Hechos de los apóstoles 22-30; 23, 6-11; Sal 15, 1-2 y 5. 7-8. 9-10. 11; san Juan 17, 20-26

… ¡Ya lo creo que me gusta, y mucho! Aunque hace años que no piso una sala de
cine, procuro dedicar algún tiempo de cuando en cuando a disfrutar de alguno de mis
clásicos en vídeo o en DVD. Y, cuando alguna película me gusta de verdad, invito a
algún amigo para compartir con él esos momentos. Es cuando más gozo: al llegar a mis
escenas preferidas, lo miro de reojo a ver si se ríe o llora. Si veo que disfruta tanto como
yo, lo paso doblemente bien. Hay películas que he visto quince o veinte veces con
quince o veinte compañías distintas, por el mero gusto de saborear cómo mis amigos
gozan con lo mismo que yo. Otro tanto me ocurre con la música. Pocas veces me siento
a escucharla si no es conduciendo. Pero si viene alguien a mi casa y me pide que ponga
algo de música country, como vea que le gusta le someto a una sesión de Randy Travis
que lo dejo frito. En esta parroquia donde ahora resido, lo paso en grande porque
lo que más me gusta en este mundo es hablar de Dios. Si cuando estoy disfrutando de lo
lindo con la Palabra en mis labios levanto la cabeza y veo a la gente con cara de
aburrimiento, me corto en seco. Es como si una voz me dijera: «¡Calla, Fernando! ¿No
ves que no les interesa nada eso que a ti tanto te gusta?». Pero aquí, en mi parroquia,
mientras me lo paso en grande hablando de Dios levanto la cabeza y veo a
mis feligreses se lo están pasando tan bien como yo. Entonces me lanzo y
esto se convierte en una fiesta.
Siempre he entendido así estas palabras del Señor: «Padre, éste es mi deseo: que los
que me confiaste estén conmigo donde yo estoy y contemplen mi gloria, la que me diste,
porque me amabas, antes de la fundación del mundo». Cuando las leo, creo comprender
que la gloria que el Padre le dio es el «juguete» del Hijo, su «película», su único gozo. Y,
después de haber amado a los hombres hasta el extremo y sabiendo que volvía a su
Padre, el deseo más ardiente del Corazón de Cristo era llevarnos con Él para que
disfrutásemos de lo que Él disfruta. Imagino el Cielo, y siento que Jesús me mira de
reojo, como miro yo a mis amigos durante mis sesiones de vídeo, para comprobar que
gozo como Él con la gloria de su Padre. Y, si me ve sonreír, si ve que salto de alegría,
Jesús se reclina en el asiento y saborea mi dicha tanto como la suya… Por eso te he
recodado alguna vez, desde estas páginas, que tienes que aprender a disfrutar de Dios
durante esta vida.
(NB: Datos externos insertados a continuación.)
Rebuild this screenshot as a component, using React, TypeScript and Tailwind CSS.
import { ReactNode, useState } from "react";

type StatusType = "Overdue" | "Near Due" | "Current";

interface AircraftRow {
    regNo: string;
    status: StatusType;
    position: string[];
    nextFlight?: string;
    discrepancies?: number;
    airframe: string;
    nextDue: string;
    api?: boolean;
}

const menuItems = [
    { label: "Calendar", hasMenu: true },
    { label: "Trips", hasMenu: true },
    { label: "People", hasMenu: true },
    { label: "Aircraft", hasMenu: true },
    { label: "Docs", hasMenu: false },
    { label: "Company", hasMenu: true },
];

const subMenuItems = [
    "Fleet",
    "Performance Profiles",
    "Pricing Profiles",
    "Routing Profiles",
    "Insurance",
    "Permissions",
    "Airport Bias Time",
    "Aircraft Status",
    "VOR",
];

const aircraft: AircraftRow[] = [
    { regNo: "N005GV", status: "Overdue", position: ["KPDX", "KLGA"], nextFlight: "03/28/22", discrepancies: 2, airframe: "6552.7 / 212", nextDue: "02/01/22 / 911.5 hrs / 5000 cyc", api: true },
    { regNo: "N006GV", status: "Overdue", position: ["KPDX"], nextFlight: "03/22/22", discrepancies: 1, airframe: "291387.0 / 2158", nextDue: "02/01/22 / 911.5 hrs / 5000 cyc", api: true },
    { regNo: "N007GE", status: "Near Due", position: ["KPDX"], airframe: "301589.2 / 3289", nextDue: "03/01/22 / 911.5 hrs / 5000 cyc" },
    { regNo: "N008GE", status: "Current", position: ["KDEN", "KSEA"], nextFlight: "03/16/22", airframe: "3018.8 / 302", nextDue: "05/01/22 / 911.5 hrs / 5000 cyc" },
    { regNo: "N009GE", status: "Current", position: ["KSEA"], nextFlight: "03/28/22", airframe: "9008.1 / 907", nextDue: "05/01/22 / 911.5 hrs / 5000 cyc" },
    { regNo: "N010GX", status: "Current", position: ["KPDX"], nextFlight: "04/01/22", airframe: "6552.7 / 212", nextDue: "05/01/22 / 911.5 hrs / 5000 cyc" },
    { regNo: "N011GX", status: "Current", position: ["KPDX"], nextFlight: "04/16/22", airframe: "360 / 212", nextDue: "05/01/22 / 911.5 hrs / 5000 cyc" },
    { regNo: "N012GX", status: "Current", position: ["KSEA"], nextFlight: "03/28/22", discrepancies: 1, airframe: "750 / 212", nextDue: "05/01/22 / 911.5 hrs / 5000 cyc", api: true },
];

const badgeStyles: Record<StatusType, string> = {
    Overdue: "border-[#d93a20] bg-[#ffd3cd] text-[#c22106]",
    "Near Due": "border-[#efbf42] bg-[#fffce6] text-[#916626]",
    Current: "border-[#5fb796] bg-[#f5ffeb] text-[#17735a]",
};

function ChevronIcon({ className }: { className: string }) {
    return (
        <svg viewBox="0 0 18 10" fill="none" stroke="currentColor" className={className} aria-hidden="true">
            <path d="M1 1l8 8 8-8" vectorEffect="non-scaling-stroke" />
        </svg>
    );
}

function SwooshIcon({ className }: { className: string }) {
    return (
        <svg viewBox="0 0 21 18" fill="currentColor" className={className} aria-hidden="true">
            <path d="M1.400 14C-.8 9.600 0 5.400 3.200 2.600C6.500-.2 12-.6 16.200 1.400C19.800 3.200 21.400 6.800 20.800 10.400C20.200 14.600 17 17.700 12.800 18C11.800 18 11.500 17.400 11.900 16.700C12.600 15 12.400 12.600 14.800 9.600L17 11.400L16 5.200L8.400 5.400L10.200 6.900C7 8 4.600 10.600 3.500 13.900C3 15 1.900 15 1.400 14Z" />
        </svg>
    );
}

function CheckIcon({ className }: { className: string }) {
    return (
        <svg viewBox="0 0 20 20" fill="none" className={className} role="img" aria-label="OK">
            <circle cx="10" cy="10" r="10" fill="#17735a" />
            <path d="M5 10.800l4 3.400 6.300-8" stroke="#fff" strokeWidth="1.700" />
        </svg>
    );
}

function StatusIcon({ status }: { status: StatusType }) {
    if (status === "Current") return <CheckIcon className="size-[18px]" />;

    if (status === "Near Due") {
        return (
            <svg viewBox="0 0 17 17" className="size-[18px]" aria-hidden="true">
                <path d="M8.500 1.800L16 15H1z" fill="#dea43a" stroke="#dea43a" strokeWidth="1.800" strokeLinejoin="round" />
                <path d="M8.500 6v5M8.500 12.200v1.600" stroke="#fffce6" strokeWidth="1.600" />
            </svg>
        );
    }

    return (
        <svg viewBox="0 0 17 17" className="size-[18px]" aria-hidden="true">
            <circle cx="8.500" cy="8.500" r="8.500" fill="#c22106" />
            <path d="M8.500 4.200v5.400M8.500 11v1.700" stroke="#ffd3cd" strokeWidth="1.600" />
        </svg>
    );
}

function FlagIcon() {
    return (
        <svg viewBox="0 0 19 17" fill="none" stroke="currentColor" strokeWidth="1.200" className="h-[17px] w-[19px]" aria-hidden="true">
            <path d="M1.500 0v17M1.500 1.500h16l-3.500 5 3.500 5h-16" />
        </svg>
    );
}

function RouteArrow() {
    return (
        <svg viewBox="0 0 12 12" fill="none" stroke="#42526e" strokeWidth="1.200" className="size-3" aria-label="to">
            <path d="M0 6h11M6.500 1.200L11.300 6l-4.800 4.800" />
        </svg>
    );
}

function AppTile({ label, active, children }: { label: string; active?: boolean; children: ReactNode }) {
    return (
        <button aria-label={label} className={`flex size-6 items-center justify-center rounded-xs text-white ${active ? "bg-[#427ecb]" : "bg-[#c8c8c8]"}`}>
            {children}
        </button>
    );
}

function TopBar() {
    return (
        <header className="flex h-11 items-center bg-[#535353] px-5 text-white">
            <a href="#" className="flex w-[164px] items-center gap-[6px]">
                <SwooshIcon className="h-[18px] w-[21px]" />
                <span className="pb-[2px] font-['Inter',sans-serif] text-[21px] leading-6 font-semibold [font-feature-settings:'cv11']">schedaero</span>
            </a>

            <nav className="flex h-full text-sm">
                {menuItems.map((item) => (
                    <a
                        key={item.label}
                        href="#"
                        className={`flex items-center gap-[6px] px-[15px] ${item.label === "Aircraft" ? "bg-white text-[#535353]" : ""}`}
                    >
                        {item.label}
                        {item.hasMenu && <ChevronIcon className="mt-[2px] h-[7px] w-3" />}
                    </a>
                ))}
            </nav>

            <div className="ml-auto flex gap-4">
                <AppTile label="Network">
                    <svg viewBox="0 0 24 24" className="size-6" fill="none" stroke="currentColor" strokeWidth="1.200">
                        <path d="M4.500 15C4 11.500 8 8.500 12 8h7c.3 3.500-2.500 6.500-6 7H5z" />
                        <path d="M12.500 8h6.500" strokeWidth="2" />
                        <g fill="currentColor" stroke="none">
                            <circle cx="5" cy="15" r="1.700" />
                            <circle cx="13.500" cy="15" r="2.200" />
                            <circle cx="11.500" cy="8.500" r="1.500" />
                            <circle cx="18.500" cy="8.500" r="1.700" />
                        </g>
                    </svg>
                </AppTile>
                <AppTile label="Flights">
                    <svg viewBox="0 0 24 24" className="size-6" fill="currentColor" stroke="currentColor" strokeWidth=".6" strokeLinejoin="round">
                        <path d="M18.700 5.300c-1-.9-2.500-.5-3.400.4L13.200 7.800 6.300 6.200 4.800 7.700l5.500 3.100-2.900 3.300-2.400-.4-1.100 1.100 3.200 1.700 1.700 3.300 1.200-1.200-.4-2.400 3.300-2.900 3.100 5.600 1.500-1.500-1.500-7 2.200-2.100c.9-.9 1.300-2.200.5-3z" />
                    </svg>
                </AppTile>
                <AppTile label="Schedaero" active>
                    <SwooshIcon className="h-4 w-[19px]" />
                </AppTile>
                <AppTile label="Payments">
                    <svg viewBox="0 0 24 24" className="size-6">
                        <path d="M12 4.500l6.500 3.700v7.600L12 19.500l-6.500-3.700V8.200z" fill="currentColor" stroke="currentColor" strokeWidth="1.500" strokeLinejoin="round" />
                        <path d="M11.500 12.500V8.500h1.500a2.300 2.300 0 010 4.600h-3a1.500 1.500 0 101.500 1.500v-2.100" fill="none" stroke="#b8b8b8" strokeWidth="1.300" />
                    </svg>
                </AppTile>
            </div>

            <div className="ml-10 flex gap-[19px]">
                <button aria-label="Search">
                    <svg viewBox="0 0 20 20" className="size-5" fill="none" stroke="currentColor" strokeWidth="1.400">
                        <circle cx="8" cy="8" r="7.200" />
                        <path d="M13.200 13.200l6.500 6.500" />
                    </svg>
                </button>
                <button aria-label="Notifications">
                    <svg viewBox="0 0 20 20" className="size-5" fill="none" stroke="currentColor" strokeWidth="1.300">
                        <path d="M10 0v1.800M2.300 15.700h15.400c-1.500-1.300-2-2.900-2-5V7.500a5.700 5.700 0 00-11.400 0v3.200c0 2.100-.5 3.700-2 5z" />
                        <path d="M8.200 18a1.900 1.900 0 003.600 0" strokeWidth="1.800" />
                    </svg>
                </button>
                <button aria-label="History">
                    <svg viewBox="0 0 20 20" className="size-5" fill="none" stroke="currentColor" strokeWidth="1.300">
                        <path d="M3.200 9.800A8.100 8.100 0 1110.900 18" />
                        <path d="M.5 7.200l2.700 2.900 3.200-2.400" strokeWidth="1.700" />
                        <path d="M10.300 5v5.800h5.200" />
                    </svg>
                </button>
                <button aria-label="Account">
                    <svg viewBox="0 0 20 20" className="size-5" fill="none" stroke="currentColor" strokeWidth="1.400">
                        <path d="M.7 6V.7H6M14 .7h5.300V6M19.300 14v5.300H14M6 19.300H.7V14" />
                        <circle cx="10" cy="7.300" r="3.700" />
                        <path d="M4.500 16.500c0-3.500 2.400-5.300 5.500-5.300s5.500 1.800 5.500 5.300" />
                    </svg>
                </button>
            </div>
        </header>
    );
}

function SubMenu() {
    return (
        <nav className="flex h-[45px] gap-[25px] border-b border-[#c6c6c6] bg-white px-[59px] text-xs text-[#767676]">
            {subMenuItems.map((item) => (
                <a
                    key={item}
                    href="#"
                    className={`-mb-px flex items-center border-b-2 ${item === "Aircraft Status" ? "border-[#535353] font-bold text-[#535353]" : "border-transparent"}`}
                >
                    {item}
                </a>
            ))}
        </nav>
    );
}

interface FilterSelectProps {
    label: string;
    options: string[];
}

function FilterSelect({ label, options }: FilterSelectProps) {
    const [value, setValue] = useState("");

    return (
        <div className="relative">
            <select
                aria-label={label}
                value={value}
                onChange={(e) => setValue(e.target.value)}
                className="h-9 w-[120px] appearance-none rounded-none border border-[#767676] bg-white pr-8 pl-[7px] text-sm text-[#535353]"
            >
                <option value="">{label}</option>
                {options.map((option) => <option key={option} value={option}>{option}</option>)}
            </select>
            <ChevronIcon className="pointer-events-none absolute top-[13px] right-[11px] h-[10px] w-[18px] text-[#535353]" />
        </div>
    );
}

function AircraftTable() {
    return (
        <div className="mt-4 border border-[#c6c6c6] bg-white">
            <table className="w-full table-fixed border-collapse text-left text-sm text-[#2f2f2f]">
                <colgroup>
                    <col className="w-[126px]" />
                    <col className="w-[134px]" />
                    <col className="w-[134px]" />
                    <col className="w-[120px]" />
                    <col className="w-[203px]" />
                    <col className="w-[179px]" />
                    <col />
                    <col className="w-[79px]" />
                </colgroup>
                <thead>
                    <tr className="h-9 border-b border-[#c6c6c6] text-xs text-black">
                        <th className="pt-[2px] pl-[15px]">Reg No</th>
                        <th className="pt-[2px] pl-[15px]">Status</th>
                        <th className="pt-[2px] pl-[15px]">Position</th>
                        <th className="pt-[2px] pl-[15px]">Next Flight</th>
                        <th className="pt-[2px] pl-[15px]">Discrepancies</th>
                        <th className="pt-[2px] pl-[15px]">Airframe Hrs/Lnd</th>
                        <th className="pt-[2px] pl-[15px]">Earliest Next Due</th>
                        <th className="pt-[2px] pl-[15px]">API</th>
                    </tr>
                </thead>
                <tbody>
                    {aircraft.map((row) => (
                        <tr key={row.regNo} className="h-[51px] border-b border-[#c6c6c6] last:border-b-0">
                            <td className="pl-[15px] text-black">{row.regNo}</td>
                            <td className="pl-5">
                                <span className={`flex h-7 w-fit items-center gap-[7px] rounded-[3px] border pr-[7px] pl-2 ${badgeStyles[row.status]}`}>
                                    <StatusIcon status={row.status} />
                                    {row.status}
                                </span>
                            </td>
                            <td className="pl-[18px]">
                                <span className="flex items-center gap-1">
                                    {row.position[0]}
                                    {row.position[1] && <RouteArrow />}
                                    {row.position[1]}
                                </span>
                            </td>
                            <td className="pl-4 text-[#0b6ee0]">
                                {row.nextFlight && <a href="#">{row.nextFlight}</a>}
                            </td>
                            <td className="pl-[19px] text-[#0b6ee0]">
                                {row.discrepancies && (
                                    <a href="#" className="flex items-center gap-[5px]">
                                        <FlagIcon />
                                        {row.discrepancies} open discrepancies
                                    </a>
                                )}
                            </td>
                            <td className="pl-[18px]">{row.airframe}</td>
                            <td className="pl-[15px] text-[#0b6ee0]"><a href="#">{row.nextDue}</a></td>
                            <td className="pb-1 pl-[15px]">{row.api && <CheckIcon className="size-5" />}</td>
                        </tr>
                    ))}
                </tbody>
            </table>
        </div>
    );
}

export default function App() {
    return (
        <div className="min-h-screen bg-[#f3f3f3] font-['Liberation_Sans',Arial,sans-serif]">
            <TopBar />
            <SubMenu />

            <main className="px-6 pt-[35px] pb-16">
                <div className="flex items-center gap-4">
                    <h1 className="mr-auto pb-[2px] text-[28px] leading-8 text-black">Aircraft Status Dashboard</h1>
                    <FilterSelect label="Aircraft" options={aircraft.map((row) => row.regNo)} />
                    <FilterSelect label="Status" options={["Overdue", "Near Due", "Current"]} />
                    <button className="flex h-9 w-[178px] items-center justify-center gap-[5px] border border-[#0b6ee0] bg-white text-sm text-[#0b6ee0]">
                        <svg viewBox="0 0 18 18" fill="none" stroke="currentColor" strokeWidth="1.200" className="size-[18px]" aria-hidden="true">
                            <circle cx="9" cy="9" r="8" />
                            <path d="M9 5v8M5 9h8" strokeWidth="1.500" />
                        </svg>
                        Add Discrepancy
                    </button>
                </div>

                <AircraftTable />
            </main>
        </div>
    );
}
Tienes que aprender a pasarlo bien en misa, a gozar orando, a
deleitarte leyendo el evangelio. ¿Cómo si no podrás ser feliz en el Cielo? Si Jesús te
mirase de reojo y te viese aburrido o impaciente, mirando al reloj para ver cuándo
termina (¡Y el cielo no termina!)… ¡Qué disgusto para Jesús, y qué extraño cielo para ti!
¿Será una irreverencia si digo que he imaginado a la Virgen sentada a la derecha de
Jesús y comiendo palomitas con los ojos llenos de lágrimas y la sonrisa en los labios?
¡Qué bien se lo pasan por allí! ¡Y qué bien lo pasamos aquí con las cosas de allí!